A Detailed Study of the Physical and Orbital Characteristics, and Eclipse Timing Variations of the Post Common Envelope Binary DD CrB

We present an in-depth analysis of the eclipsing binary DD CrB, composed of a B-type subdwarf primary and an M-type main-sequence secondary, with the main goal of investigating its eclipse timing variations (ETVs). Our new multi-color photometric observations, radial velocity measurements, and precise eclipse timings from TESS allow us to constrain the system parameters.
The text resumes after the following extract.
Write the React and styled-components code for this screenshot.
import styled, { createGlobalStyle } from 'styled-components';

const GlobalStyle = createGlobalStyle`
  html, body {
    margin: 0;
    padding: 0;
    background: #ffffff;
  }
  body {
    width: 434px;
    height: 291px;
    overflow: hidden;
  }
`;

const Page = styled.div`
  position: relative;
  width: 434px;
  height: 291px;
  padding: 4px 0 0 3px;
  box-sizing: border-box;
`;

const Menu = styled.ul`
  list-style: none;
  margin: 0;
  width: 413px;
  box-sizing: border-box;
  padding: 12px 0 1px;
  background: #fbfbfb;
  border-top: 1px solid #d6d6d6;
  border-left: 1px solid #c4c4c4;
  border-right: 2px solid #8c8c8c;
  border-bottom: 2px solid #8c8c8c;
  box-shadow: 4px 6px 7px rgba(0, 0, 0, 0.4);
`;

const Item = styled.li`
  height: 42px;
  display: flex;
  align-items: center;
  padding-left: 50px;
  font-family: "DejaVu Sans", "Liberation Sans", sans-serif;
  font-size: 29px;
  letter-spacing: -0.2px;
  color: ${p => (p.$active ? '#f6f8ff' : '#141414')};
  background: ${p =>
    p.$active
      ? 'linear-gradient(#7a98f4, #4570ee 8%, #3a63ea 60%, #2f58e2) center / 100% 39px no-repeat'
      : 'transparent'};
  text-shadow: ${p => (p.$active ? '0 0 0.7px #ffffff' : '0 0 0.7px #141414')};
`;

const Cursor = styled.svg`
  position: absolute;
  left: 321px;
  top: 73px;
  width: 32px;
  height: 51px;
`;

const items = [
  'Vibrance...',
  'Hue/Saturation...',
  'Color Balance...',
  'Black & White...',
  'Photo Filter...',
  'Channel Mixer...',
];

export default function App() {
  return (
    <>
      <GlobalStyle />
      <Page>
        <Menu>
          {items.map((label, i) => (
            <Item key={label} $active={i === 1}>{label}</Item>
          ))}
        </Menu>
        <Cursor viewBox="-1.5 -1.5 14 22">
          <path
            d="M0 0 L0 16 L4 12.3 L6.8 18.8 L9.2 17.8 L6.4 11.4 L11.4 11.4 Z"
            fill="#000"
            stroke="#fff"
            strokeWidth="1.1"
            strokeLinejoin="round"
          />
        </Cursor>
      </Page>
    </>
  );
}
The Rømer delay between primary and secondary minima yields a mass ratio of q = 0.299 ± 0.009, enabling robust simultaneous modeling of the light and radial velocity curves with phoebe 2.17. By fixing the albedo of the secondary to its maximum physically plausible value (A2 = 1.0), despite the degeneracy between albedo, surface temperature, and radius, we obtained a satisfactory fit, resulting in a significantly lower temperature (T2 ~ 2360 K) and a radius (R2 ~ 0.16 R⊙) in agreement with literature values. Using the total mass of the components and the orbital size derived from this modeling, we interpret the ETVs and find them best explained by a Jupiter-mass tertiary companion on a ~13-year orbit in all competing models, while the eccentric (e ~0.46) models perform better in terms of fit statistics.